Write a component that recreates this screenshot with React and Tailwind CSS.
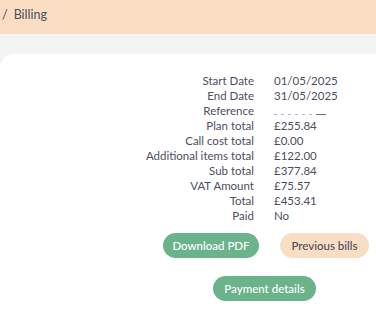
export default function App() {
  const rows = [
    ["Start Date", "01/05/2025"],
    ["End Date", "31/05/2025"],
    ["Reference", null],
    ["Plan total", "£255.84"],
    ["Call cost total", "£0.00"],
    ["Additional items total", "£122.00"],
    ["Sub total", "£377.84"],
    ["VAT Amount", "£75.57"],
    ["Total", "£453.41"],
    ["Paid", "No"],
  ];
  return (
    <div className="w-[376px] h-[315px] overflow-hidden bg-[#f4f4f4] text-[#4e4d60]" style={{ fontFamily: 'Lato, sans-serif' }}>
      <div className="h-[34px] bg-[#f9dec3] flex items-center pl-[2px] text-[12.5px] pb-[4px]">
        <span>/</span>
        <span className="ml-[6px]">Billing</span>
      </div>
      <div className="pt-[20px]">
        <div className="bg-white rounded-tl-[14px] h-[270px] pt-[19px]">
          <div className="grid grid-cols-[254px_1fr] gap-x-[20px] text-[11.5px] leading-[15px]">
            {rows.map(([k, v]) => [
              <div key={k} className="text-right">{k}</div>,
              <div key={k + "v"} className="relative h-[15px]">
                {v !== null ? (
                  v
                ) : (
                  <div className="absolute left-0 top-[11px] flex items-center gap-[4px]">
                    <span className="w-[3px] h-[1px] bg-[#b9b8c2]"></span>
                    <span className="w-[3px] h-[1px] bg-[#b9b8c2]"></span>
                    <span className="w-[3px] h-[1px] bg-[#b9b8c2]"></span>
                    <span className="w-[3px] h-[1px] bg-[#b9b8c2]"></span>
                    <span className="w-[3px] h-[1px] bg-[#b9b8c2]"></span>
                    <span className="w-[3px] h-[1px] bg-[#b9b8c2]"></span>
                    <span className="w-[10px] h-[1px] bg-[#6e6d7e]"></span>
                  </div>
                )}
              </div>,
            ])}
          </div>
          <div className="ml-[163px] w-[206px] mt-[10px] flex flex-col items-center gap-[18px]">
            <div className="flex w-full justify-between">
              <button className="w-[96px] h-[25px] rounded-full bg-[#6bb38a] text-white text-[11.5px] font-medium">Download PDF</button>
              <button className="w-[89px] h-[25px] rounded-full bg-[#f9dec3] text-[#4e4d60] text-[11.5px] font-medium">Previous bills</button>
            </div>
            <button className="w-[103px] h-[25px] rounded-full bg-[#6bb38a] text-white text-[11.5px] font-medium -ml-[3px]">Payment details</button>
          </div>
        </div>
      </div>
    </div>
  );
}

# # # # #

## Goal
Reproduce the material word for word, minus the images.

## Written response
Write a component that recreates this screenshot with React and Tailwind CSS.
export default function App() {
  const rows = [
    ["Start Date", "01/05/2025"],
    ["End Date", "31/05/2025"],
    ["Reference", null],
    ["Plan total", "£255.84"],
    ["Call cost total", "£0.00"],
    ["Additional items total", "£122.00"],
    ["Sub total", "£377.84"],
    ["VAT Amount", "£75.57"],
    ["Total", "£453.41"],
    ["Paid", "No"],
  ];
  return (
    <div className="w-[376px] h-[315px] overflow-hidden bg-[#f4f4f4] text-[#4e4d60]" style={{ fontFamily: 'Lato, sans-serif' }}>
      <div className="h-[34px] bg-[#f9dec3] flex items-center pl-[2px] text-[12.5px] pb-[4px]">
        <span>/</span>
        <span className="ml-[6px]">Billing</span>
      </div>
      <div className="pt-[20px]">
        <div className="bg-white rounded-tl-[14px] h-[270px] pt-[19px]">
          <div className="grid grid-cols-[254px_1fr] gap-x-[20px] text-[11.5px] leading-[15px]">
            {rows.map(([k, v]) => [
              <div key={k} className="text-right">{k}</div>,
              <div key={k + "v"} className="relative h-[15px]">
                {v !== null ? (
                  v
                ) : (
                  <div className="absolute left-0 top-[11px] flex items-center gap-[4px]">
                    <span className="w-[3px] h-[1px] bg-[#b9b8c2]"></span>
                    <span className="w-[3px] h-[1px] bg-[#b9b8c2]"></span>
                    <span className="w-[3px] h-[1px] bg-[#b9b8c2]"></span>
                    <span className="w-[3px] h-[1px] bg-[#b9b8c2]"></span>
                    <span className="w-[3px] h-[1px] bg-[#b9b8c2]"></span>
                    <span className="w-[3px] h-[1px] bg-[#b9b8c2]"></span>
                    <span className="w-[10px] h-[1px] bg-[#6e6d7e]"></span>
                  </div>
                )}
              </div>,
            ])}
          </div>
          <div className="ml-[163px] w-[206px] mt-[10px] flex flex-col items-center gap-[18px]">
            <div className="flex w-full justify-between">
              <button className="w-[96px] h-[25px] rounded-full bg-[#6bb38a] text-white text-[11.5px] font-medium">Download PDF</button>
              <button className="w-[89px] h-[25px] rounded-full bg-[#f9dec3] text-[#4e4d60] text-[11.5px] font-medium">Previous bills</button>
            </div>
            <button className="w-[103px] h-[25px] rounded-full bg-[#6bb38a] text-white text-[11.5px] font-medium -ml-[3px]">Payment details</button>
          </div>
        </div>
      </div>
    </div>
  );
}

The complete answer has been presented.